My rating: 3 of 5 stars
Publication Date: October 25th 2016
Publisher: The Chicken House
Point of View: 1st Person & Feminine
Recommended Age: 11+
Genres & Themes: Young Adult, Romance, Historical Fiction, Retellings
Lydia is the youngest of the five Bennet girls. She’s stubborn, never listens, and can’t seem to keep her mouth shut — not that she would want to anyway. She wishes her older sisters would pay her attention, or that something would happen in her boring country life.
Luckily, that something is right around the corner, and it’s the handsome Wickham, who arrives at Longbourn to sweep her off her feet. Lydia’s not going to let him know THAT, of course, especially since he only seems to be interested in friendship. But when they both decide to summer in the fasionable seaside town of Brighton, their paths inevitably become entangled again.
At the seaside, Lydia also finds exciting new ways of life and a pair of friends who offer her a future she would have never dreamed possible. Lydia finally understands what she really wants. But can she get it?

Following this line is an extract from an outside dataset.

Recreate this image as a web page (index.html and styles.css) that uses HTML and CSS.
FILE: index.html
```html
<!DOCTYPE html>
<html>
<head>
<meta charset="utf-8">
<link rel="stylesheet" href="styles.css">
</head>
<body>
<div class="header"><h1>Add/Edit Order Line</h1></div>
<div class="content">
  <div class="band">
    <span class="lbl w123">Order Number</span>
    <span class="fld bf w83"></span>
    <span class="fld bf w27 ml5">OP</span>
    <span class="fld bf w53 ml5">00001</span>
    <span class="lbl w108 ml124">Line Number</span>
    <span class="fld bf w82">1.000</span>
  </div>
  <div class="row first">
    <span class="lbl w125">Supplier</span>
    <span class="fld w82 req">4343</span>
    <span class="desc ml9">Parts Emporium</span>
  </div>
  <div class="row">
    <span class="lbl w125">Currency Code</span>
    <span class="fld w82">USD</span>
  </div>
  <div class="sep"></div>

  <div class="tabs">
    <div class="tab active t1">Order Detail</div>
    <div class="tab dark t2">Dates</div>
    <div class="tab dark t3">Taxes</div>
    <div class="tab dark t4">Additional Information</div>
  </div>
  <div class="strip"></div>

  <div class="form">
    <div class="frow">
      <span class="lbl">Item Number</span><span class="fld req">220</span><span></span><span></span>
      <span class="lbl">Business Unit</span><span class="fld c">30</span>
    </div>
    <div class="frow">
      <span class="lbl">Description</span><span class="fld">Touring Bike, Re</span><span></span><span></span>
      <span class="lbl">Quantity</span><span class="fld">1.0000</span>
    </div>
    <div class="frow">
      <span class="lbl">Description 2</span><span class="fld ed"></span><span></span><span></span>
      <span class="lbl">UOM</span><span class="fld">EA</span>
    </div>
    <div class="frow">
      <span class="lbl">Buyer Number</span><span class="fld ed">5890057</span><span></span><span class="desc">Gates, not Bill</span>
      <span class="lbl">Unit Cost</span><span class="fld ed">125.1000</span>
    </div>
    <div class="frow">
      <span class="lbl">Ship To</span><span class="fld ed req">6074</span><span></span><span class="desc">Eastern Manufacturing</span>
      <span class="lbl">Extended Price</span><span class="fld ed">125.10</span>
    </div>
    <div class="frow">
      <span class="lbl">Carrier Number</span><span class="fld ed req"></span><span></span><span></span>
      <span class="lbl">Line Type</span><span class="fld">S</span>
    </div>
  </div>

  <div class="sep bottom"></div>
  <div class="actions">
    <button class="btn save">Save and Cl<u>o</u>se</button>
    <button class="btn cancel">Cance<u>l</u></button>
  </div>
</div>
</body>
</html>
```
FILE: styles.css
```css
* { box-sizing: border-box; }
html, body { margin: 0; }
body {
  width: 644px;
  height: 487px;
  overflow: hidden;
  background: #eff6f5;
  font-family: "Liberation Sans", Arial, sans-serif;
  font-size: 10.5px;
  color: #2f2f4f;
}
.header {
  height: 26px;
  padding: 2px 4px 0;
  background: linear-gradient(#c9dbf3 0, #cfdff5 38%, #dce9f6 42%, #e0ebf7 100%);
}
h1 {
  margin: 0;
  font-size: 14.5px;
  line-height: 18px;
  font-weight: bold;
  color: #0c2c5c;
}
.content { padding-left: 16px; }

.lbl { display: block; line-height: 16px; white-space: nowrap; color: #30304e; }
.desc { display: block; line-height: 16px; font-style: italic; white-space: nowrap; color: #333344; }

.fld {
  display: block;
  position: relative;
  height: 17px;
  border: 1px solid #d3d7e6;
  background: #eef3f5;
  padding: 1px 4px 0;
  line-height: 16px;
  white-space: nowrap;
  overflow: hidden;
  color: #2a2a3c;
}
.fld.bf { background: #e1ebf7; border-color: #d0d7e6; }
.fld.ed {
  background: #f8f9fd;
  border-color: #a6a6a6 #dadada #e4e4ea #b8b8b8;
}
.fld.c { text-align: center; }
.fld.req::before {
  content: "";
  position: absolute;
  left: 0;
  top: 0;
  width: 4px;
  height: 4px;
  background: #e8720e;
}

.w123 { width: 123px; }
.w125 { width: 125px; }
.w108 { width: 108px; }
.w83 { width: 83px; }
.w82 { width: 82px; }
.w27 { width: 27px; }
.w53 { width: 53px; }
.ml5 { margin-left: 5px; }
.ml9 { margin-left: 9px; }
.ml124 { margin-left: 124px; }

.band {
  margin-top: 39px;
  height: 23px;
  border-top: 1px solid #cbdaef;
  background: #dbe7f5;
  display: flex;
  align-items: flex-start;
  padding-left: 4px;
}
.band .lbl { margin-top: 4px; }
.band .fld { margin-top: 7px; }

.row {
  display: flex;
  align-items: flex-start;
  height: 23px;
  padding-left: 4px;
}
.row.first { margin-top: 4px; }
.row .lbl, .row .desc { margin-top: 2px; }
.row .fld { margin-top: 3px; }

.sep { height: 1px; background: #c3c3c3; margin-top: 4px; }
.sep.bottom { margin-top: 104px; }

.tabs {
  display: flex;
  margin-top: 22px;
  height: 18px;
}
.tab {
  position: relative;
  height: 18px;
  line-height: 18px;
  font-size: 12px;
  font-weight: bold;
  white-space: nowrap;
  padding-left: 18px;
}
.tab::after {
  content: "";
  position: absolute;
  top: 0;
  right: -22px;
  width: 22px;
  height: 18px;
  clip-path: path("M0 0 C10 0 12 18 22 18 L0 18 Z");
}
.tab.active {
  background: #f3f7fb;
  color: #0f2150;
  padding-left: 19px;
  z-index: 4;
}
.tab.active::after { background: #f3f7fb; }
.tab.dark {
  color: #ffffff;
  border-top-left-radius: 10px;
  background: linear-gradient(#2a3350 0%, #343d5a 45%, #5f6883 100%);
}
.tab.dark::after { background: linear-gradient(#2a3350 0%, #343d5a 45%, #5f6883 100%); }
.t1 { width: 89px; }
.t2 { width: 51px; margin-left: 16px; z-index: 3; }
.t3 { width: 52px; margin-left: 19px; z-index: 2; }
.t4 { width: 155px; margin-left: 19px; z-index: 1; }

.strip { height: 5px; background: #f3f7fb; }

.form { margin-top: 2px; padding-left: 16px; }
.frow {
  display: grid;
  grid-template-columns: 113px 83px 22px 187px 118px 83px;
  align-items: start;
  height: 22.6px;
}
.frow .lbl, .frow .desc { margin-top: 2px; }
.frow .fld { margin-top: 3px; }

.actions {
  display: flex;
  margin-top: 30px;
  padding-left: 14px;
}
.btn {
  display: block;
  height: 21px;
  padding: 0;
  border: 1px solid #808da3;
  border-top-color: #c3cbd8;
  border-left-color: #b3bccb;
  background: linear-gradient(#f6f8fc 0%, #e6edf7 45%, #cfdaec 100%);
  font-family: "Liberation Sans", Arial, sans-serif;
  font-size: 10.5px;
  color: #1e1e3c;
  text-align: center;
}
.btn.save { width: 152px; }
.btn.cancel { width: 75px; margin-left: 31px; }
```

Oh Lydia, why must you be so clueless?
Lydia is one of those characters who you cannot fully love but neither can you fully hate. She is so very flawed but so very young and human also, and because of that, we can’t exactly blame her for everything.
In ‘‘The Secret Diary of Lydia Bennet,’’ we get a behind the scenes of what happens to Lydia when she leaves for Brighton. Since it’s written in journal entries, we get every one of Lydia’s thoughts and adventurers—more like misadventures.

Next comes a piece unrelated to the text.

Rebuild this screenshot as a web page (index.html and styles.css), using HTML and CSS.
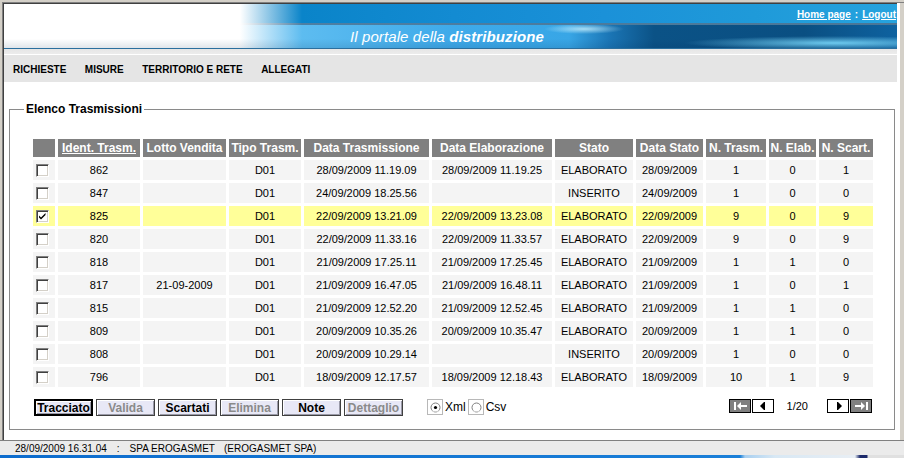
FILE: index.html
```html
<!DOCTYPE html>
<html lang="it">
<head>
<meta charset="utf-8">
<title>Elenco Trasmissioni</title>
<link rel="stylesheet" href="styles.css">
</head>
<body>
<div class="frame">
  <div class="win">
    <div class="win-in">
      <div class="page">
        <header class="banner">
          <div class="banner-top"><a class="toplink">Home page</a><span class="sep">:</span><a class="toplink">Logout</a></div>
          <div class="banner-line"></div>
          <div class="banner-bottom"><span class="tagline">Il portale della <b>distribuzione</b></span></div>
        </header>
        <div class="stripe"></div>
        <nav class="menu">
          <a>RICHIESTE</a><a>MISURE</a><a>TERRITORIO E RETE</a><a>ALLEGATI</a>
        </nav>
        <main class="content">
          <fieldset class="box">
            <legend>Elenco Trasmissioni</legend>
            <table class="grid">
              <colgroup>
                <col class="c-chk"><col class="c-id"><col class="c-lotto"><col class="c-tipo"><col class="c-dtr"><col class="c-del"><col class="c-stato"><col class="c-dst"><col class="c-ntr"><col class="c-nel"><col class="c-nsc">
              </colgroup>
              <thead>
                <tr>
                  <th></th><th><u>Ident. Trasm.</u></th><th>Lotto Vendita</th><th>Tipo Trasm.</th><th>Data Trasmissione</th><th>Data Elaborazione</th><th>Stato</th><th>Data Stato</th><th>N. Trasm.</th><th>N. Elab.</th><th>N. Scart.</th>
                </tr>
              </thead>
              <tbody>
                <tr><td><span class="cb"></span></td><td>862</td><td></td><td>D01</td><td>28/09/2009 11.19.09</td><td>28/09/2009 11.19.25</td><td>ELABORATO</td><td>28/09/2009</td><td>1</td><td>0</td><td>1</td></tr>
                <tr><td><span class="cb"></span></td><td>847</td><td></td><td>D01</td><td>24/09/2009 18.25.56</td><td></td><td>INSERITO</td><td>24/09/2009</td><td>1</td><td>0</td><td>0</td></tr>
                <tr class="sel"><td><span class="cb"><svg width="11" height="11" viewBox="0 0 11 11"><path d="M2 4.5 L4 6.5 L8.5 2 V4 L4 8.5 L2 6.5 Z" fill="#000"/></svg></span></td><td>825</td><td></td><td>D01</td><td>22/09/2009 13.21.09</td><td>22/09/2009 13.23.08</td><td>ELABORATO</td><td>22/09/2009</td><td>9</td><td>0</td><td>9</td></tr>
                <tr><td><span class="cb"></span></td><td>820</td><td></td><td>D01</td><td>22/09/2009 11.33.16</td><td>22/09/2009 11.33.57</td><td>ELABORATO</td><td>22/09/2009</td><td>9</td><td>0</td><td>9</td></tr>
                <tr><td><span class="cb"></span></td><td>818</td><td></td><td>D01</td><td>21/09/2009 17.25.11</td><td>21/09/2009 17.25.45</td><td>ELABORATO</td><td>21/09/2009</td><td>1</td><td>1</td><td>0</td></tr>
                <tr><td><span class="cb"></span></td><td>817</td><td>21-09-2009</td><td>D01</td><td>21/09/2009 16.47.05</td><td>21/09/2009 16.48.11</td><td>ELABORATO</td><td>21/09/2009</td><td>1</td><td>0</td><td>1</td></tr>
                <tr><td><span class="cb"></span></td><td>815</td><td></td><td>D01</td><td>21/09/2009 12.52.20</td><td>21/09/2009 12.52.45</td><td>ELABORATO</td><td>21/09/2009</td><td>1</td><td>1</td><td>0</td></tr>
                <tr><td><span class="cb"></span></td><td>809</td><td></td><td>D01</td><td>20/09/2009 10.35.26</td><td>20/09/2009 10.35.47</td><td>ELABORATO</td><td>20/09/2009</td><td>1</td><td>1</td><td>0</td></tr>
                <tr><td><span class="cb"></span></td><td>808</td><td></td><td>D01</td><td>20/09/2009 10.29.14</td><td></td><td>INSERITO</td><td>20/09/2009</td><td>1</td><td>0</td><td>0</td></tr>
                <tr><td><span class="cb"></span></td><td>796</td><td></td><td>D01</td><td>18/09/2009 12.17.57</td><td>18/09/2009 12.18.43</td><td>ELABORATO</td><td>18/09/2009</td><td>10</td><td>1</td><td>9</td></tr>
              </tbody>
            </table>
            <div class="actions">
              <div class="btns">
                <span class="btn btn-default">Tracciato</span>
                <span class="btn btn-off">Valida</span>
                <span class="btn">Scartati</span>
                <span class="btn btn-off">Elimina</span>
                <span class="btn">Note</span>
                <span class="btn btn-off">Dettaglio</span>
              </div>
              <div class="fmt">
                <span class="rb"><svg width="14" height="14" viewBox="0 0 14 14"><circle cx="6.5" cy="6.5" r="4.5" fill="#fff" stroke="#808080"/><path d="M3.3 9.7 A4.5 4.5 0 0 0 9.7 9.7" stroke="#dcdcdc" fill="none"/><circle cx="6.5" cy="6.5" r="1.6" fill="#000"/></svg></span><span class="rl">Xml</span>
                <span class="rb"><svg width="14" height="14" viewBox="0 0 14 14"><circle cx="6.5" cy="6.5" r="4.5" fill="#fff" stroke="#808080"/><path d="M3.3 9.7 A4.5 4.5 0 0 0 9.7 9.7" stroke="#dcdcdc" fill="none"/></svg></span><span class="rl">Csv</span>
              </div>
              <div class="pager">
                <span class="pb pb-dark"><svg width="20" height="12" viewBox="0 0 20 12"><rect x="4" y="2" width="2" height="8" fill="#fff"/><path d="M7 6 L11 2 V5 H17 V7 H11 V10 Z" fill="#fff"/></svg></span>
                <span class="pb"><svg width="20" height="12" viewBox="0 0 20 12"><path d="M7 6 L11 2 V10 Z" fill="#000"/><rect x="11" y="2" width="1" height="8" fill="#000"/></svg></span>
                <span class="pg-text">1/20</span>
                <span class="pb"><svg width="20" height="12" viewBox="0 0 20 12"><rect x="9" y="2" width="1" height="8" fill="#000"/><path d="M10 2 L14 6 L10 10 Z" fill="#000"/></svg></span>
                <span class="pb pb-dark"><svg width="20" height="12" viewBox="0 0 20 12"><path d="M14 6 L10 2 V5 H4 V7 H10 V10 Z" fill="#fff"/><rect x="15" y="2" width="2" height="8" fill="#fff"/></svg></span>
              </div>
            </div>
          </fieldset>
        </main>
      </div>
      <div class="side"></div>
    </div>
  </div>
  <footer class="status">
    <span>28/09/2009 16.31.04</span><span class="st-sep">:</span><span>SPA EROGASMET</span><span class="st-co">(EROGASMET SPA)</span>
  </footer>
  <div class="taskbar"></div>
</div>
</body>
</html>
```

FILE: styles.css
```css
* { box-sizing: border-box; }
html, body { margin: 0; padding: 0; }
body {
  width: 904px;
  height: 458px;
  overflow: hidden;
  background: #d4d0c8;
  font-family: "Liberation Sans", Arial, sans-serif;
  color: #000;
}
.frame { width: 904px; height: 458px; display: flex; flex-direction: column; }
.win {
  height: 440px;
  display: flex;
  border-top: 2px solid #d4d0c8;
  border-left: 2px solid #d4d0c8;
}
.win-in {
  flex: 1;
  display: flex;
  border-top: 1px solid #808080;
  border-left: 1px solid #808080;
}
.page {
  width: 894px;
  display: flex;
  flex-direction: column;
  background: #fff;
  border-top: 1px solid #404040;
  border-left: 1px solid #404040;
}
.side { width: 7px; background: linear-gradient(to right, #fff 3px, #d4d0c8 3px); }

/* banner */
.banner { height: 45px; display: flex; flex-direction: column; }
.banner-top {
  height: 19px;
  display: flex;
  justify-content: flex-end;
  align-items: center;
  gap: 4px;
  padding-right: 1px;
  padding-top: 1px;
  background: linear-gradient(to right, #fff 236px, #0a84c9 298px, #138bd2 450px, #1b91d8 600px, #1f9ad9 750px, #26a3de 893px);
  font-size: 10px;
  font-weight: bold;
  color: #fff;
}
.toplink { color: #fff; text-decoration: underline; }
.sep { color: #fff; }
.banner-line {
  height: 2px;
  background: linear-gradient(to right, #fff 236px, #4d7fa3 298px, #4a7696 893px);
}
.banner-bottom {
  flex: 1;
  display: flex;
  align-items: center;
  padding-left: 346px;
  border-bottom: 1px solid #2b6f9e;
  background:
    radial-gradient(ellipse 40px 5px at 580px 4px, rgba(210,245,255,0.75), rgba(210,245,255,0)),
    radial-gradient(ellipse 150px 7px at 830px 18px, rgba(120,215,250,0.9), rgba(120,215,250,0)),
    linear-gradient(to bottom, rgba(0,0,0,0) 60%, rgba(0,40,80,0.12)),
    linear-gradient(to right, #fff 236px, #5dbcf0 298px, #3eaaea 450px, #38a6e6 565px, #1b76b6 605px, #0b5286 650px, #0a4f82 800px, #0e62a0 893px);
}
.tagline {
  font-style: italic;
  font-size: 15px;
  color: #fff;
  letter-spacing: 0.1px;
}
.tagline b { font-weight: bold; }

.stripe {
  height: 6px;
  background: linear-gradient(to bottom, #e6e6e6 0, #ececec 5px, #fff 5px);
}
.menu {
  height: 27px;
  display: flex;
  align-items: center;
  gap: 18.5px;
  padding-left: 9px;
  padding-top: 1px;
  background: #e5e5e5;
  font-size: 10px;
  font-weight: bold;
}
.menu a { color: #000; }

/* content */
.content { flex: 1; }
.box {
  width: 886px;
  height: 328px;
  margin: 20px 0 0 5px;
  padding: 20px 0 0 14px;
  border: 1px solid #8a8a8a;
  min-width: 0;
}
.box legend {
  padding: 0 2px;
  font-size: 12px;
  font-weight: bold;
  line-height: 14px;
}

.grid {
  width: 846px;
  margin-left: 6px;
  table-layout: fixed;
  border-collapse: separate;
  border-spacing: 3px;
  font-size: 11px;
}
.c-chk { width: 22px; }
.c-id { width: 82px; }
.c-lotto { width: 83px; }
.c-tipo { width: 72px; }
.c-dtr { width: 125px; }
.c-del { width: 120px; }
.c-stato { width: 78px; }
.c-dst { width: 67px; }
.c-ntr { width: 60px; }
.c-nel { width: 47px; }
.c-nsc { width: 54px; }
.grid th {
  height: 18px;
  padding: 0;
  background: #808080;
  color: #fff;
  font-size: 12px;
  font-weight: bold;
  text-align: center;
  white-space: nowrap;
  overflow: hidden;
}
.grid td {
  height: 20px;
  padding: 0;
  background: #f4f4f4;
  text-align: center;
  white-space: nowrap;
}
.grid tr.sel td { background: #ffff99; }
.cb {
  display: inline-block;
  width: 13px;
  height: 13px;
  margin-left: -3px;
  vertical-align: middle;
  background: #fff;
  border: 1px solid;
  border-color: #808080 #fff #fff #808080;
  box-shadow: inset 1px 1px 0 #404040, inset -1px -1px 0 #d4d0c8;
  line-height: 0;
}
.cb svg { display: block; margin: 0; }

.actions {
  width: 846px;
  margin: 9px 0 0 6px;
  padding: 0 4px;
  display: flex;
  align-items: flex-start;
}
.btns { display: flex; gap: 3px; }
.btn {
  width: 59px;
  height: 17px;
  display: flex;
  align-items: center;
  justify-content: center;
  background: #e8e8f6;
  border: 1px solid #404040;
  box-shadow: inset 1px 1px 0 #fff, inset -1px -1px 0 #9a9aa8;
  font-size: 12px;
  font-weight: bold;
  color: #000;
}
.btn-default { border: 2px solid #000; }
.btn-off { color: #8a8a8a; }
.fmt { display: flex; align-items: center; margin-left: 24px; font-size: 12px; }
.rb {
  width: 16px;
  height: 16px;
  border: 1px solid #b8b8b8;
  background: #fff;
  padding: 1px 0 0 1px;
  line-height: 0;
}
.rl { margin: 0 2px 0 2px; }
.pager { display: flex; align-items: center; margin-left: auto; gap: 1px; font-size: 11px; }
.pb {
  width: 22px;
  height: 14px;
  border: 1px solid #000;
  background: #fff;
  line-height: 0;
}
.pb-dark { background: #808080; }
.pb svg { display: block; }
.pg-text { margin: 0 18px 0 12px; }

/* status */
.status {
  height: 15px;
  display: flex;
  align-items: center;
  padding-left: 15px;
  padding-top: 1px;
  border-top: 1px solid #808080;
  background: #ebebeb;
  font-size: 10px;
  white-space: nowrap;
}
.st-sep { margin: 0 10px 0 10px; }
.st-co { margin-left: 9px; }
.taskbar {
  height: 3px;
  background: linear-gradient(to right, #0d6ccd 0, #1a7fd8 740px, #a8cff0 745px, #d8e8f4 775px, #e8eef4 855px, #1c2a6a 860px, #1c2a6a 867px, #e0e0e0 868px);
}
```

I definitely took pleasure in the writing style and narration. Lydia is a vivid character, therefore it is impossible for her to bore us. BUT, since she isn’t the most attentive of people and quite single-minded, she can get extremely annoying.
The problem is… the only things she thinks about are boys and marriage and becoming rich. Those are shallow thoughts, in my opinion, and it didn’t make the romance more romantic. In the contrary, since money is so important to her and the idea of ‘‘marrying up’’ keeps flooding her mind, it took away from the romanticism.
I’m a diehard fan of novels written in journal entries, which is why I was entertained and interested from the very beginning. The letters also contributed to that. BUT, I wouldn’t be so sure someone who is not a fan of those will enjoy this very much.